As he guides the ship out past Felixstowe, Captain Holmes tells me about the capricious North Sea and how its funnel shape and relative shallowness can cause serious challenges when the wind howls in from the north.
“When it’s bad the best place to be is at sea riding it out rather than trying to get in to the port, ” he said. Reassuringly, the North Sea is so shallow that if the Britannica was to sink there are very few places where it would actually disappear under the waves.
It would settle on the muddy bottom with the superstructure above the waves and the ship’s ability to cross flood by compartment means it should not flip over like the Costa Concordia. The ferry industry is not immune from the grim economy, and while the captain’s priorities are “the safety of the people on board, the safety of the ship and the cargo” and very much in that order, he has to make sure the vessel is operating at the most economical levels, yet on schedule.
Nigel checks out the mighty power plant
He’ll burn 17.7 tonnes of fuel oil and cheapest overall cost of the crossing he can achieve will be £6, 500.
Alan Robertson arrives on the bridge having supervised the loading of freight and passenger vehicles of the 5.5km of parking lanes on the lower decks.
He has to ensure the load is even so the bow and stern do not rise or fall by more than 50cm. There’s a computer to assist him, though I suspect he could do it off the top of his head.
Safely out to sea, it’s time to head to the bowels of the vessel where Captain Holmes introduces me to Fourth Engineer Jim Looney, an Irishman.
After a quick tour of the engine control room it’s off to see the real boys’ toys, the mighty MAN engines, which give 45, 000 horsepower – equivalent to around 375 family cars.
On the subject of horses, the ship’s stabiliser fins are deployed if racehorses are carried aboard as they are very prone to seasickness. Jim explains that while there may be 3, 000 warning alarms that monitor the vessel there is no substitute for eyes, ears, nose and a welter of experience to be alert for something not quite right.
The noise in the engine room is incredible, but what is most remarkable is how clean it is – you could eat off the floor.
Talking of eating, my next port of call is the galley, where I meet a la carte chef Stuart Morrison, from Essex – the man who will cook my dinner.

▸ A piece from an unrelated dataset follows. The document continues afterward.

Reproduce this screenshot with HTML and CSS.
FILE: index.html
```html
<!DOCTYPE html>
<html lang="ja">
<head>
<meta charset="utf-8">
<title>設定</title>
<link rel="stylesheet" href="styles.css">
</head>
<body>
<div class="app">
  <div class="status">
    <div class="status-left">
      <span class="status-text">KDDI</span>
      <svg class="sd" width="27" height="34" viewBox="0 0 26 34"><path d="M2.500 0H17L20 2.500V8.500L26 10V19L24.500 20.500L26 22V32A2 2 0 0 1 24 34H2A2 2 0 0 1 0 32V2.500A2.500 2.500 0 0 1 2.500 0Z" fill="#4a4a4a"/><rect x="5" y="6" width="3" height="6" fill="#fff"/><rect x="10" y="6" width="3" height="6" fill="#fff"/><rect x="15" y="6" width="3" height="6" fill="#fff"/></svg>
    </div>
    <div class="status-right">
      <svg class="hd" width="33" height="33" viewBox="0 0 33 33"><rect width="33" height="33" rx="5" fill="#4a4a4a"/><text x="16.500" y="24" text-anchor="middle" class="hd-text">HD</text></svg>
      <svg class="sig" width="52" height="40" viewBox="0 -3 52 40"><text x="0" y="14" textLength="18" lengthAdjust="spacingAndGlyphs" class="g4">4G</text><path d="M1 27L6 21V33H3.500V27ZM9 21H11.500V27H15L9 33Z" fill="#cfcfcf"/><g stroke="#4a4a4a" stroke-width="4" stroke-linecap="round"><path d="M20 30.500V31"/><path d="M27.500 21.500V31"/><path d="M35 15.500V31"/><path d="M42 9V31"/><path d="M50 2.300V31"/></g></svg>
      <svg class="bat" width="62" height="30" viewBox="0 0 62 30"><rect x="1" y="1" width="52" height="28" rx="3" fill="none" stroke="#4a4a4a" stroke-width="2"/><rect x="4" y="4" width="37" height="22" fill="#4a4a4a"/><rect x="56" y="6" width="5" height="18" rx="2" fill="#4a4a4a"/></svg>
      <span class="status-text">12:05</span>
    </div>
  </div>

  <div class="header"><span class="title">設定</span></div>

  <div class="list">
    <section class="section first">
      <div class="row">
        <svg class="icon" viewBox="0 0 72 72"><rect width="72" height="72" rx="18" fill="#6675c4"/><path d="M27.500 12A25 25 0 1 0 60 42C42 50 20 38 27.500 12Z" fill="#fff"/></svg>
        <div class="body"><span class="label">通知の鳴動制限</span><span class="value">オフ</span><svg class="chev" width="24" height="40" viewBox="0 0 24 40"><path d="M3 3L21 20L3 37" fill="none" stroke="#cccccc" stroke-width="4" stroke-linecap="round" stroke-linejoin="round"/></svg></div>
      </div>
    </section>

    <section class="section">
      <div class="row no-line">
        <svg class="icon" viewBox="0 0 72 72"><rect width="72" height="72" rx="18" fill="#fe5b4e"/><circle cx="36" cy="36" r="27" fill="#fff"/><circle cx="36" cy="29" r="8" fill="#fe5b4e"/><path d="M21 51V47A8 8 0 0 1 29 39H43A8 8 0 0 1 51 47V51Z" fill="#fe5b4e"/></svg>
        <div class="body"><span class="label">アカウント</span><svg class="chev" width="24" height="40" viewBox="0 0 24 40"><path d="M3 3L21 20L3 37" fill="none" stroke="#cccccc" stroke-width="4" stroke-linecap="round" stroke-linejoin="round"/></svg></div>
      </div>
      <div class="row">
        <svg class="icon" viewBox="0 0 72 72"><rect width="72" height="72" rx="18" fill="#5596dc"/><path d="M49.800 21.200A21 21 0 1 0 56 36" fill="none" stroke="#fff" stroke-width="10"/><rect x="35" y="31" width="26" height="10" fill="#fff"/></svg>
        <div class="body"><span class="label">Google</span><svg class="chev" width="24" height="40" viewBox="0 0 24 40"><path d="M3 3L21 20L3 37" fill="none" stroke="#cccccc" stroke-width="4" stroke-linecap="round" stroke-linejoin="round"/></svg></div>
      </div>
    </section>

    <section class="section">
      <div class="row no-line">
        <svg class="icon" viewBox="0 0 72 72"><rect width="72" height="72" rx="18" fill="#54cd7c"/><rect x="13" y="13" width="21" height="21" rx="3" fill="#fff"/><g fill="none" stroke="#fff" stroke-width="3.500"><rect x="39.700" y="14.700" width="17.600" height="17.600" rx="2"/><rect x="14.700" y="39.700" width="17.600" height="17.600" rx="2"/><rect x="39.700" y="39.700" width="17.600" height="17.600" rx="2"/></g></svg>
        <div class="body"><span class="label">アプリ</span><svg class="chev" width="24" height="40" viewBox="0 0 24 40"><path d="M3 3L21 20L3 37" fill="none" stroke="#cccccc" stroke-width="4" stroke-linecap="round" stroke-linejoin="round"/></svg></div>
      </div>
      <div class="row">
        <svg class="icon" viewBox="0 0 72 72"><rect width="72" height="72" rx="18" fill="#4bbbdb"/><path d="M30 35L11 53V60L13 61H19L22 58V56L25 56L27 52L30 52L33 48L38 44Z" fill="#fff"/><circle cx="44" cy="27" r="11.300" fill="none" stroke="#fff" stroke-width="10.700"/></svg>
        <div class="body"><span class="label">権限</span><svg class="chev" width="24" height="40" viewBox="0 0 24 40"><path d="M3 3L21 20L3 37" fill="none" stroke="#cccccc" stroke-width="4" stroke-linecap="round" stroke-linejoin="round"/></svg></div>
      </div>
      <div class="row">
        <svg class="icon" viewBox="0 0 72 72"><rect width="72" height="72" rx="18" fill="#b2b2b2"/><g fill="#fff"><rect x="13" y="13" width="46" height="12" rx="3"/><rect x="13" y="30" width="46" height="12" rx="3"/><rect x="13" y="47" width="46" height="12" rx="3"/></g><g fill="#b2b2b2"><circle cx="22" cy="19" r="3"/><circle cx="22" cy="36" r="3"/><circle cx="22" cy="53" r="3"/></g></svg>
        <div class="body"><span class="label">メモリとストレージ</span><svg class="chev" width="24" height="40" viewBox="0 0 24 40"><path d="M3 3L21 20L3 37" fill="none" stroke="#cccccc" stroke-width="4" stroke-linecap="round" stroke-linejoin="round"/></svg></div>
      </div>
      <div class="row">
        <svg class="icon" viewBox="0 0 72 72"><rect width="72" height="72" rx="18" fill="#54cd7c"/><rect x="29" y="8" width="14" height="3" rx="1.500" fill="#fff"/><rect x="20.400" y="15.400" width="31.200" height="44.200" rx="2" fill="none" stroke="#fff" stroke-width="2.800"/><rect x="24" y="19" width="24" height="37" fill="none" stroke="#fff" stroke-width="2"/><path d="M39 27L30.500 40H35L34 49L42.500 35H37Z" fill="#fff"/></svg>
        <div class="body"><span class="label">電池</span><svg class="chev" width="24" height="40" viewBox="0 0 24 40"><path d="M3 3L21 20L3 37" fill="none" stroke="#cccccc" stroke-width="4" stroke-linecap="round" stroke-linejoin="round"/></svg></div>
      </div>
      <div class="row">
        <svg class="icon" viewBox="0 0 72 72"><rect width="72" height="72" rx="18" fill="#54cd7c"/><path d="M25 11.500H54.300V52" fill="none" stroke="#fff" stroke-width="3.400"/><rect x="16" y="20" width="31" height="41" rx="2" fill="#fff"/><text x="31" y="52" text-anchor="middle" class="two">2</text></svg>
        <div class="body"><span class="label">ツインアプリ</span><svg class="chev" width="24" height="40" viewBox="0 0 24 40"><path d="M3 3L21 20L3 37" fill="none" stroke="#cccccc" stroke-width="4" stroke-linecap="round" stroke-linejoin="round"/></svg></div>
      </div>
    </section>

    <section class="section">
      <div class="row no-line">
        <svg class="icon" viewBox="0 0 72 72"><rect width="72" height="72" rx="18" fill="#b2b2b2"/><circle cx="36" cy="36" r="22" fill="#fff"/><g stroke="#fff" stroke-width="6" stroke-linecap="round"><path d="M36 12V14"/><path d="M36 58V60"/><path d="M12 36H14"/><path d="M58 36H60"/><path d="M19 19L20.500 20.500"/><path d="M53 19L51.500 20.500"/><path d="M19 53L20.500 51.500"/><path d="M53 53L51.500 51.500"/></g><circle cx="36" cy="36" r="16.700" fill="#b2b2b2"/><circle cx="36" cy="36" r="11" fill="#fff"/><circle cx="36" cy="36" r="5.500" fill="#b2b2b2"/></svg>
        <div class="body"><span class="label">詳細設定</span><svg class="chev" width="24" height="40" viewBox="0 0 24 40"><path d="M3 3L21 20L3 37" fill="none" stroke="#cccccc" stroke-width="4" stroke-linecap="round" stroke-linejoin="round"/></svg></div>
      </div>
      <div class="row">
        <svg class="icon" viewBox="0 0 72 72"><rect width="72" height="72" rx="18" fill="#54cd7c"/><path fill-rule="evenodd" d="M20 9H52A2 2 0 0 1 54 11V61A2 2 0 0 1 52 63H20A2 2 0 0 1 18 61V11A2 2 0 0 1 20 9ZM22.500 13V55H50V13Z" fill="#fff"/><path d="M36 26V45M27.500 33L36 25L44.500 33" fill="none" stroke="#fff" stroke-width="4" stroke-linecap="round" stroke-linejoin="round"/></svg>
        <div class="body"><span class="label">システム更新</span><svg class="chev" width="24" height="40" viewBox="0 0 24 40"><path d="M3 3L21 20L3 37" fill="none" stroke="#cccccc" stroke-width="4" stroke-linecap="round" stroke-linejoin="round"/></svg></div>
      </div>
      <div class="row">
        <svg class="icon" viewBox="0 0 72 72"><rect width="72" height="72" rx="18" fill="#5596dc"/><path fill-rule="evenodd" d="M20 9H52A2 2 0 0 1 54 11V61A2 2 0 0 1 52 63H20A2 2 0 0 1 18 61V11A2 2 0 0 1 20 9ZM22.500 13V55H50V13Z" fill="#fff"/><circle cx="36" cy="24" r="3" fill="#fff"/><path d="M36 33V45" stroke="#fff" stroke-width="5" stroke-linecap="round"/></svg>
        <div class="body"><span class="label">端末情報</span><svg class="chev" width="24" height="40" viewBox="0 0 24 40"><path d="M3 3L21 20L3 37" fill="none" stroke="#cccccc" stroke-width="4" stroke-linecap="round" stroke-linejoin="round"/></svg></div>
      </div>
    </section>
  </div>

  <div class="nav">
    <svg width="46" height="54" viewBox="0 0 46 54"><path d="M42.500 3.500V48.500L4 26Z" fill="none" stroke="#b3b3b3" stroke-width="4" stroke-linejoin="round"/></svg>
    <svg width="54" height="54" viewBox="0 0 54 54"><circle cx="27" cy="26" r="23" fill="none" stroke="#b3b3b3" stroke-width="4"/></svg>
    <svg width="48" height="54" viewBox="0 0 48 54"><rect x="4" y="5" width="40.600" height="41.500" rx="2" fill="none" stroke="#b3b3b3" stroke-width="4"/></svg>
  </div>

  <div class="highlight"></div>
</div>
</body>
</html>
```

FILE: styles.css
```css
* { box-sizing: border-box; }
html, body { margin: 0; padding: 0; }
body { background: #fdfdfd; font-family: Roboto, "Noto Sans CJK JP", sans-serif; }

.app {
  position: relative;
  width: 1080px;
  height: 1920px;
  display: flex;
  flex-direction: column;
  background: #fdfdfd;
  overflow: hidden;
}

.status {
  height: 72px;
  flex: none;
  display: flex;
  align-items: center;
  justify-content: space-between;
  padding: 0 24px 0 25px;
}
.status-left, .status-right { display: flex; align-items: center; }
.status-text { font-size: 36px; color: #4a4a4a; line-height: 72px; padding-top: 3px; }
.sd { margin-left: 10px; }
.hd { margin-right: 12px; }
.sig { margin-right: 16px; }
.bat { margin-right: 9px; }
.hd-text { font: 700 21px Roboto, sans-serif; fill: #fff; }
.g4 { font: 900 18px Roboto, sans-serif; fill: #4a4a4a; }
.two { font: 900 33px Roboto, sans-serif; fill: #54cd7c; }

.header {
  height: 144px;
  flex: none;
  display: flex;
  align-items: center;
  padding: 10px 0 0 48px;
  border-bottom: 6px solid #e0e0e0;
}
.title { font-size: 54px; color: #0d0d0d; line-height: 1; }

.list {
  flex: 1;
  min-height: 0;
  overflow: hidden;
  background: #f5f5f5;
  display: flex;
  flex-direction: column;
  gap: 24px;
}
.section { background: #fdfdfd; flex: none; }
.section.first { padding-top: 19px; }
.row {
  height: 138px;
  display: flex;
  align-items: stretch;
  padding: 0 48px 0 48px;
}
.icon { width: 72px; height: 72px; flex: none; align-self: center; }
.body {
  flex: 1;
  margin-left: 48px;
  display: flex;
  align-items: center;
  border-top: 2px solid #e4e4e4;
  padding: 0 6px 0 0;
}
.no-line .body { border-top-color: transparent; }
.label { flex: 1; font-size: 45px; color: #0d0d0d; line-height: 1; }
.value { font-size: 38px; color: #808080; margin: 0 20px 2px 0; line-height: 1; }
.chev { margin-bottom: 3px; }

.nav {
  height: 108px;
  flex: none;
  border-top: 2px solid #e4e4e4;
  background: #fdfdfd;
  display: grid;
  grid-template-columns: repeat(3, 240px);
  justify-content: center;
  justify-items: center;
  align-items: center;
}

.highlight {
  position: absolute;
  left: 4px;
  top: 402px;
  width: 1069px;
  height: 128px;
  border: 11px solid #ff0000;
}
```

Like the rest of the crew, today is his first day back after a week off – almost everyone does 12-hour split shifts seven days on, seven days off.
Stuart Morrison, from Essex, the ship's a la carte chef
I tell him I’ll be having the rack of lamb I’ve spotted in his fridge but throw a curve ball when ordering later and opt for the pork belly. And delicious it was too, with splendid attention from restaurant co-ordinator Nicholas Tatum-Rowe, from Suffolk.
From the deck, the pelting January rain made visibility difficult but I counted 34 other vessels – the North Sea seems like the M6 at Knutsford on a Friday night.
Back below, a warming coffee was in order, courtesy of genial Liverpudlian barman Frank Murphy, and a chat with front house co-ordinator Ben Clothier, a Sunderland man whose team of 14 cabin stewards might have anything up to 538 rooms to make up. Now that’s what you call a duvet day.
Of course, important as the bridge and engine room teams are, the average passenger will not encounter them.
More likely it will be the front desk team of Kathy Spillett and Vicky Pears, who deal with day-to-day queries. And the glue that holds it all together is Paul Woods, the onboard services manager, or Purser, in
He joined the route in 1974 “just for a few years” and never left.
With the ship under way on the night crossing back to Harwich us passengers can turn in to our comfy beds.